Wednesday, April 10, 2019

Stories that Heal


After twenty years of preaching ministry, I am finally beginning to see the healing value in the telling of a well crafted story.

Not too long ago, I was trying to explain to someone the need for churches to stand up for people who are oppressed - particularly by bullies.  So, I told this story...

When I was about 12 years old, and in Junior High, I was at the gym one day with my Dad.  I was a very scrawny kid when I was younger, so the weights I was lifting on that particular day, were not very heavy.  In the same corner of the gym where I was curling 20 pound dumbbells, was a very muscled out, dare I say steroid infused, body builder.  When he saw me lifting the small weights, he sort of started to make fun of me, belittling the amount of weight that I was lifting.  Though I didn't care too much about the taunts at the time, when my father saw what was going on, he was incensed. Walking up to the 250 pound body builder, the Rev. Dr. Donald Baird (in good shape, but no body builder) said, "That is my son that you are picking on.  If you have something to say, then say it to me."  The body builder, taking my dad up on his offer, said, "Sure, let's scuffle, old man."  At that point, my dad and I high tailed it out of the gym together.  Though we didn't "win the fight that day," these many 30 plus years later, I will never forget how my father, risking his own safety, stood up for me, his son.

The moral to the story?  Sometimes bigger people need to stand up for oppressed people, even if they won't win the fight.  Sometimes churches need to stand up to bullies.

As I have told that story to a few people, I have begun to see a HEALING light go be turned on in their hearts and minds.  The telling of the story, and the framing of an idea within a narrative space, gives the subject matter deeper meaning.

A lot of great leaders through history have used the power of stories to win people towards their ideas.  Abraham Lincoln was famous for story telling as a political medium.  Often Lincoln's stories took the shape of a joke.  Sometimes they were more like metaphors.  Once, when told that a particular senator was not voting the way he wanted him to, about the end of the Civil War, Lincoln said; [I am paraphrasing], "There's more than one way to get a horse to move.  You can try to pull him by the bit, or you can put a horse fly on his back side.  The horsefly often gets better results."

Jesus told most of his deepest truths through stories (parables).  Jesus was the sort of person, who, if you came to him with a problem, he would tell a story.  When asked about what heaven looks like, Jesus told story after story starting with the line, "The kingdom of heaven is like...a mustard seed."  When asked about justice, Jesus told a story about a widow, who came to a judge day in and day out. When asked about who we should love, Jesus told a story about a man who was beaten up on a distant and rural road.

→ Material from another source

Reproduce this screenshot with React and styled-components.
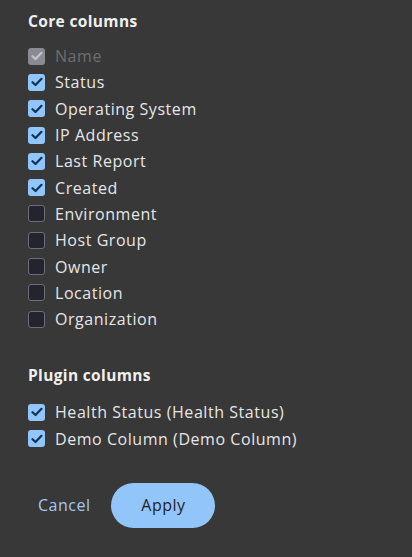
import styled, { createGlobalStyle } from "styled-components";

const GlobalStyle = createGlobalStyle`
  html, body {
    margin: 0;
    background: #383838;
  }
  body {
    font-family: "Open Sans", "Noto Sans", sans-serif;
  }
`;

const coreColumns = [
  { label: "Name", checked: true, disabled: true },
  { label: "Status", checked: true },
  { label: "Operating System", checked: true },
  { label: "IP Address", checked: true },
  { label: "Last Report", checked: true },
  { label: "Created", checked: true },
  { label: "Environment" },
  { label: "Host Group" },
  { label: "Owner" },
  { label: "Location" },
  { label: "Organization" },
];

const pluginColumns = [
  { label: "Health Status (Health Status)", checked: true },
  { label: "Demo Column (Demo Column)", checked: true },
];

function Check({ checked, disabled }) {
  return (
    <Box $checked={checked} $disabled={disabled}>
      {checked && (
        <svg width="12" height="10" viewBox="0 0 12 10">
          <path
            d="M1.5 5.2 L4.5 8 L10.5 1.8"
            fill="none"
            stroke={disabled ? "#c4c4cc" : "#0b3557"}
            strokeWidth="2.2"
            strokeLinecap="round"
            strokeLinejoin="round"
          />
        </svg>
      )}
    </Box>
  );
}

function ColumnList({ items }) {
  return (
    <List>
      {items.map((item) => (
        <Row key={item.label}>
          <Check checked={item.checked} disabled={item.disabled} />
          <Label $disabled={item.disabled}>{item.label}</Label>
        </Row>
      ))}
    </List>
  );
}

export default function App() {
  return (
    <>
      <GlobalStyle />
      <Panel>
        <Heading>Core columns</Heading>
        <ColumnList items={coreColumns} />
        <Heading $plugin>Plugin columns</Heading>
        <ColumnList items={pluginColumns} />
        <Footer>
          <LinkButton>Cancel</LinkButton>
          <PrimaryButton>Apply</PrimaryButton>
        </Footer>
      </Panel>
    </>
  );
}

const Panel = styled.div`
  height: 557px;
  box-sizing: border-box;
  padding: 10px 0 0 28px;
  background: #383838;
  display: flex;
  flex-direction: column;
`;

const Heading = styled.h2`
  margin: ${(p) => (p.$plugin ? "32px 0 13px" : "0 0 11px")};
  font-size: 15.5px;
  font-weight: 700;
  letter-spacing: 0.35px;
  color: #f0f0f0;
  line-height: 22px;
`;

const List = styled.div`
  display: flex;
  flex-direction: column;
`;

const Row = styled.label`
  display: flex;
  align-items: center;
  gap: 10px;
  height: 26.3px;
`;

const Box = styled.span`
  width: 17px;
  height: 17px;
  box-sizing: border-box;
  border-radius: 3px;
  display: flex;
  align-items: center;
  justify-content: center;
  background: ${(p) =>
    p.$disabled ? "#8a8a93" : p.$checked ? "#92c5f9" : "#24242e"};
  border: ${(p) => (p.$checked ? "none" : "1.5px solid #6e6e7a")};
`;

const Label = styled.span`
  font-size: 16px;
  letter-spacing: 0.55px;
  color: ${(p) => (p.$disabled ? "#6f6f6f" : "#e6e6e6")};
  line-height: 20px;
`;

const Footer = styled.div`
  display: flex;
  align-items: center;
  gap: 21px;
  margin-top: 31px;
  padding-left: 10px;
`;

const LinkButton = styled.button`
  background: none;
  border: none;
  padding: 0;
  font-family: inherit;
  font-size: 16px;
  letter-spacing: 0.5px;
  color: #a3c8ee;
  cursor: pointer;
`;

const PrimaryButton = styled.button`
  width: 104px;
  height: 45px;
  border: none;
  border-radius: 23px;
  background: #92c5f9;
  color: #1f1f1f;
  font-family: inherit;
  font-size: 16px;
  letter-spacing: 0.5px;
  cursor: pointer;
`;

So, for example, if Jesus were on the earth today, and you asked him about the immigrant crisis, and whether we should care for children, he would most likely answer in this way, "There once was a farmer who had lots of field hands.  Some of the field hands came from the north, some lived locally, and some came from the south.  The field hands from the south were the hardest working, but nobody cared for them...." (or something like that - of course, I am not Jesus, so my story telling ability is not up to the messiah's).

If you have a problem you are working through, or you are in the middle of a tough issue, or you are in the middle of a debate in a work place setting, try telling a story.  You just might find that stories have the greatest capacity to heal.